- _What you are asked to do_: Repeat the material below word for word and leave out all pictures.

- _Information provided_:
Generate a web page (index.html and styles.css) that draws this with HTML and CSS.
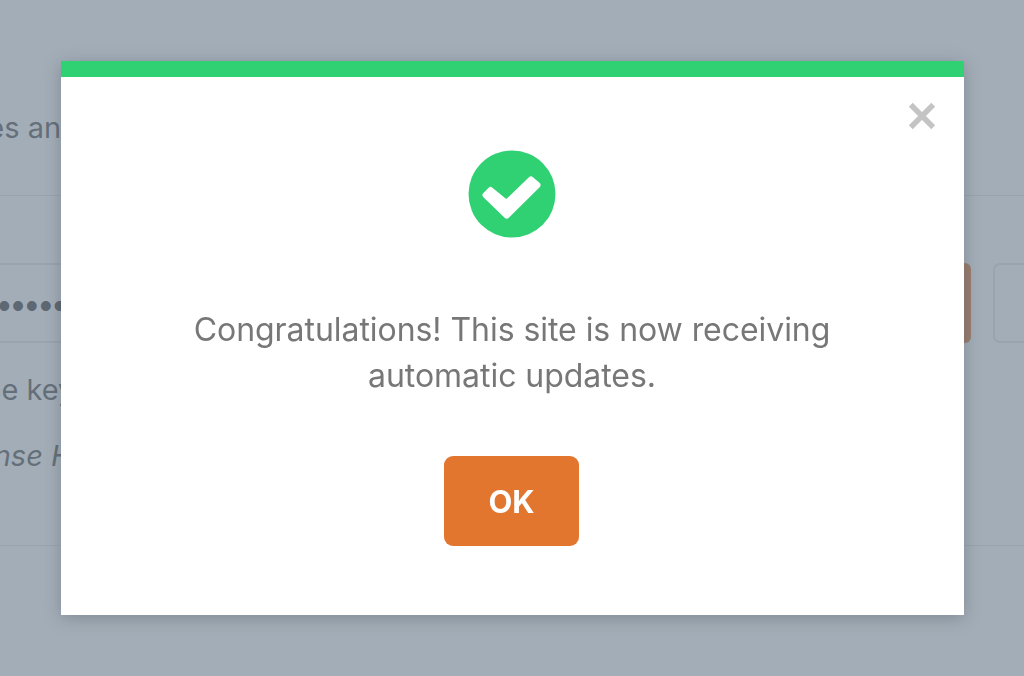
FILE: index.html
```html
<!DOCTYPE html>
<html lang="en">
<head>
<meta charset="utf-8">
<title>License activated</title>
<link rel="stylesheet" href="styles.css">
</head>
<body>
<main class="page">
  <p class="intro">Licenses and keys</p>
  <section class="license">
    <div class="key-row">
      <div class="key-input">••••••••</div>
      <div class="key-activate"></div>
      <div class="key-other"></div>
    </div>
    <p class="help">Enter the license key</p>
    <p class="note">License Help</p>
  </section>
</main>
<div class="backdrop"></div>
<div class="modal" role="dialog">
  <svg class="close" viewBox="0 0 28 28" aria-label="Close"><path d="M2.800 2.800 25.200 25.200M25.200 2.800 2.800 25.200"/></svg>
  <svg class="check" viewBox="0 0 88 88" aria-hidden="true">
    <circle cx="44" cy="44" r="43.500"/>
    <path d="M17.500 45 22.500 40 38.500 53 63 29.500 69.500 35 38.700 65.500Z"/>
  </svg>
  <p class="message">Congratulations! This site is now receiving<br>automatic updates.</p>
  <button class="ok" type="button">OK</button>
</div>
</body>
</html>
```
FILE: styles.css
```css
* { box-sizing: border-box; }
html, body { margin: 0; height: 100%; }
body {
  width: 1024px;
  height: 676px;
  overflow: hidden;
  background: #fff;
  font-family: Inter, "Liberation Sans", sans-serif;
  color: #4f4f4f;
}
.page { height: 676px; overflow: hidden; }
.intro {
  margin: 0 0 0 -102px;
  height: 195px;
  padding-top: 110px;
  font-size: 29px;
  line-height: 36px;
  white-space: nowrap;
}
.license { border-top: 1px solid #e4e4e4; border-bottom: 1px solid #e4e4e4; height: 351px; }
.key-row { display: flex; margin-top: 67px; height: 80px; }
.key-input {
  width: 802px;
  flex: none;
  margin-left: -2px;
  border-top: 2px solid #e4e4e4;
  border-bottom: 2px solid #e4e4e4;
  color: #3a3a3a;
  font-family: "Liberation Sans", sans-serif;
  font-size: 36px;
  line-height: 82px;
  letter-spacing: 1.200px;
  overflow: hidden;
}
.key-activate {
  width: 171px;
  flex: none;
  background: #e2762f;
  border-radius: 0 6px 6px 0;
}
.key-other {
  flex: none;
  width: 60px;
  margin-left: 22px;
  border: 2px solid #e4e4e4;
  border-radius: 7px;
}
.help { margin: 29px 0 0 -210px; font-size: 29px; line-height: 36px; white-space: nowrap; }
.note { margin: 30px 0 0 -63px; font-size: 29px; line-height: 36px; font-style: italic; white-space: nowrap; }
.backdrop {
  position: fixed;
  inset: 0;
  background: rgba(114, 129, 145, 0.65);
}
.modal {
  position: fixed;
  left: 61px;
  top: 61px;
  width: 903px;
  height: 554px;
  background: #fff;
  border-top: 16px solid #2fd173;
  box-shadow: 0 3px 16px rgba(50, 60, 70, 0.3);
  display: flex;
  flex-direction: column;
  align-items: center;
  padding-top: 73px;
}
.close {
  position: absolute;
  top: 25px;
  right: 28px;
  width: 28px;
  height: 28px;
  fill: none;
  stroke: #c4c4c4;
  stroke-width: 5.500;
}
.check { width: 88px; height: 88px; flex: none; display: block; margin-right: 2px; }
.check circle { fill: #2fd173; }
.check path {
  fill: #fff;
  stroke: #fff;
  stroke-width: 6;
  stroke-linejoin: round;
}
.message {
  margin: 69px 1px 0 0;
  font-size: 32px;
  letter-spacing: -0.050px;
  line-height: 46px;
  color: #777;
  text-align: center;
  white-space: nowrap;
}
.ok {
  margin: 57px 2px 0 0;
  width: 135px;
  height: 90px;
  border: 0;
  border-radius: 9px;
  background: #e2762f;
  color: #fff;
  font: 700 31px Inter, "Liberation Sans", sans-serif;
}
```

- _Answer below_:
Generate a web page (index.html and styles.css) that draws this with HTML and CSS.
FILE: index.html
```html
<!DOCTYPE html>
<html lang="en">
<head>
<meta charset="utf-8">
<title>License activated</title>
<link rel="stylesheet" href="styles.css">
</head>
<body>
<main class="page">
  <p class="intro">Licenses and keys</p>
  <section class="license">
    <div class="key-row">
      <div class="key-input">••••••••</div>
      <div class="key-activate"></div>
      <div class="key-other"></div>
    </div>
    <p class="help">Enter the license key</p>
    <p class="note">License Help</p>
  </section>
</main>
<div class="backdrop"></div>
<div class="modal" role="dialog">
  <svg class="close" viewBox="0 0 28 28" aria-label="Close"><path d="M2.800 2.800 25.200 25.200M25.200 2.800 2.800 25.200"/></svg>
  <svg class="check" viewBox="0 0 88 88" aria-hidden="true">
    <circle cx="44" cy="44" r="43.500"/>
    <path d="M17.500 45 22.500 40 38.500 53 63 29.500 69.500 35 38.700 65.500Z"/>
  </svg>
  <p class="message">Congratulations! This site is now receiving<br>automatic updates.</p>
  <button class="ok" type="button">OK</button>
</div>
</body>
</html>
```
FILE: styles.css
```css
* { box-sizing: border-box; }
html, body { margin: 0; height: 100%; }
body {
  width: 1024px;
  height: 676px;
  overflow: hidden;
  background: #fff;
  font-family: Inter, "Liberation Sans", sans-serif;
  color: #4f4f4f;
}
.page { height: 676px; overflow: hidden; }
.intro {
  margin: 0 0 0 -102px;
  height: 195px;
  padding-top: 110px;
  font-size: 29px;
  line-height: 36px;
  white-space: nowrap;
}
.license { border-top: 1px solid #e4e4e4; border-bottom: 1px solid #e4e4e4; height: 351px; }
.key-row { display: flex; margin-top: 67px; height: 80px; }
.key-input {
  width: 802px;
  flex: none;
  margin-left: -2px;
  border-top: 2px solid #e4e4e4;
  border-bottom: 2px solid #e4e4e4;
  color: #3a3a3a;
  font-family: "Liberation Sans", sans-serif;
  font-size: 36px;
  line-height: 82px;
  letter-spacing: 1.200px;
  overflow: hidden;
}
.key-activate {
  width: 171px;
  flex: none;
  background: #e2762f;
  border-radius: 0 6px 6px 0;
}
.key-other {
  flex: none;
  width: 60px;
  margin-left: 22px;
  border: 2px solid #e4e4e4;
  border-radius: 7px;
}
.help { margin: 29px 0 0 -210px; font-size: 29px; line-height: 36px; white-space: nowrap; }
.note { margin: 30px 0 0 -63px; font-size: 29px; line-height: 36px; font-style: italic; white-space: nowrap; }
.backdrop {
  position: fixed;
  inset: 0;
  background: rgba(114, 129, 145, 0.65);
}
.modal {
  position: fixed;
  left: 61px;
  top: 61px;
  width: 903px;
  height: 554px;
  background: #fff;
  border-top: 16px solid #2fd173;
  box-shadow: 0 3px 16px rgba(50, 60, 70, 0.3);
  display: flex;
  flex-direction: column;
  align-items: center;
  padding-top: 73px;
}
.close {
  position: absolute;
  top: 25px;
  right: 28px;
  width: 28px;
  height: 28px;
  fill: none;
  stroke: #c4c4c4;
  stroke-width: 5.500;
}
.check { width: 88px; height: 88px; flex: none; display: block; margin-right: 2px; }
.check circle { fill: #2fd173; }
.check path {
  fill: #fff;
  stroke: #fff;
  stroke-width: 6;
  stroke-linejoin: round;
}
.message {
  margin: 69px 1px 0 0;
  font-size: 32px;
  letter-spacing: -0.050px;
  line-height: 46px;
  color: #777;
  text-align: center;
  white-space: nowrap;
}
.ok {
  margin: 57px 2px 0 0;
  width: 135px;
  height: 90px;
  border: 0;
  border-radius: 9px;
  background: #e2762f;
  color: #fff;
  font: 700 31px Inter, "Liberation Sans", sans-serif;
}
```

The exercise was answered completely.